The issue of taxation and online gaming cannot be ignored. When Senate Minority Leader J Costa introduced SB 524, it came with a 25% sticker tax on online gambling and fantasy sports. That figure is substantially higher than the tax proposed in prior bills where the tax rate was capped at 14%. The bills included the 200-page HB 392 and the Senate bill SB 477. Both bills sought to regulate and legalize online gambling and reinstate local share tax for surrounding communities. 

With respect to SB 477, the GGR revenue would be taxed at 14% for state purposes and 2% to local communities. These projections are broadly consistent with the performance of New Jersey’s legal online casino market This begs the question: What is the right tax rate for online gambling in the state of Pennsylvania? Most analysts agree that 25% is too high for online gambling, and this would destroy the industry even before it has an opportunity to get started.

The most obvious disincentive of high taxation for online gambling is that operators will want to reduce game returns to players. If online slots, online blackjack, online roulette, and online baccarat have return to player percentages between 96% and 99%, those numbers will have to be knocked back for online casinos to be profitable. Pennsylvania is currently at the back of the pack when it comes to slots return at approximately 90%. 

Atlantic City offers a return of 91.5%. Simply put, this means players can expect $0.90 back on every $1 that they spend on slots. If that number is rolled back further, players will be unlikely to plow their money into slots games. Decreasing RTP numbers will initially boost profit margins for online casinos, but players will be turned away over the long-term. This is not viable for the online gaming industry in Pennsylvania.

The most important reason online gambling revenues need to be taxed at a lower level in Pennsylvania is the existing profit margins on online gambling. Compared to land-based casinos, online gambling operates at much slimmer profit margins. The reason for this: Online casinos have much higher RTP percentages. On Play Pennsylvania website it was predicted that Pennsylvania online gambling projections call for 2018 revenue of $230 million, increasing to $364 million by 2022

The tax rate on land-based casinos across Pennsylvania is approximately 54%, but that’s viable given the many ways that profits are derived in the first place. These include hotel fees, entertainment fees, surcharges, dining, low payouts on casino games, and the like. For online gambling, there are none of those additional revenue sources. Online casinos rely solely on their online gambling revenues for profitability. 

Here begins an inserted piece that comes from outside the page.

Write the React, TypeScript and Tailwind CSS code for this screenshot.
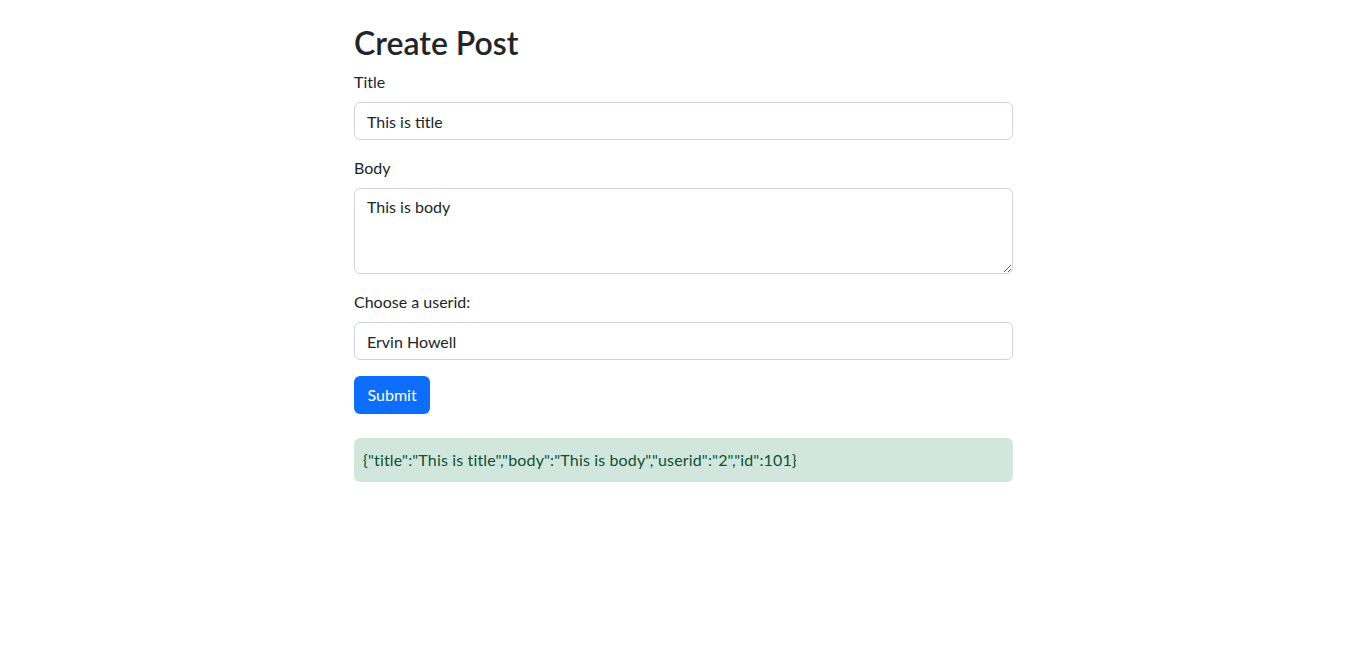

When oppressive taxes are imposed, it becomes difficult to operate profitably with such slim margins. Further, online casinos must aggressively market themselves to stay competitive. Advertising budgets will shrink with higher tax rates, and the industry will invariably fold. There are many other peripheral issues to contend with such as payments processing options, security, geolocation technology, and the like. 

As it stands, studies indicate that 77.5% of every $1 earned from regulated online gambling activity in the state of New Jersey is devoured before taxes are imposed. At a 25% tax rate, that would be untenable in Pennsylvania


It is easy to make the mistake of believing that legislators are trying to clamp down on online gambling because it is a nefarious activity. Unfortunately, the reason for the fierce opposition to online gambling has nothing to do with morality – it’s dollars and cents.

Lobbyists for land-based casinos which employ hundreds, perhaps thousands of people have tremendous political clout in the state of Pennsylvania and elsewhere. They don’t want to see their industry being upended by virtual casinos that have limited fixed overhead costs with few employees and little connection to the local communities.

For these reasons, online gambling is a risky proposition from a local, county and state-wide perspective. Further, in the absence of strict geo-locational protections, anyone can play at an online casino. The argument is made that a VPN allows quick access to all unregulated online casinos, with no protections offered to players in the state.

Pennsylvania will want to iron out these issues before they consider legalizing online casinos. New Jersey got it right, alongside Nevada and Delaware, and Pennsylvania might be the fourth state in the union to move towards full online gambling regulation in coming months.

Then there is the issue of US Attorney General Jeff Sessions. As a staunch conservative, Sessions has the online gaming community a little spooked. He stated that he would be considering a reversal of the 2011 federal legal opinion vis-à-vis states and the legalization of online gambling. According to David Cookson (Coalition to Stop Internet Gambling), ‘With the fluid situation in Washington, Internet gambling is an unreliable and possibly nonexistent source of revenue.’

As far as federal policy changes go, state-level representatives are not concerned. States have full authority to exercise their autonomous rights to offer online gambling as they see fit. Gambling expansion is currently underway at House and Senate level, and Pennsylvania is anticipating $100 million more in gambling revenue. Among the 12 state casinos, there is uniform opposition to video gaming terminals. 

However, Mount Airy Casino supports online gambling. The governor of Pennsylvania, Tom Wolf wants to be sure that the legalization of online casinos does not in any way adversely affect the State lottery, or the profitability of existing casinos. Much of the property tax relief in the state is derived from slot revenue, and Internet gambling may or may not reduce that.

As it stands, the protagonists and the antagonists have locked horns in this debate, and we are likely to see major developments taking place in coming months.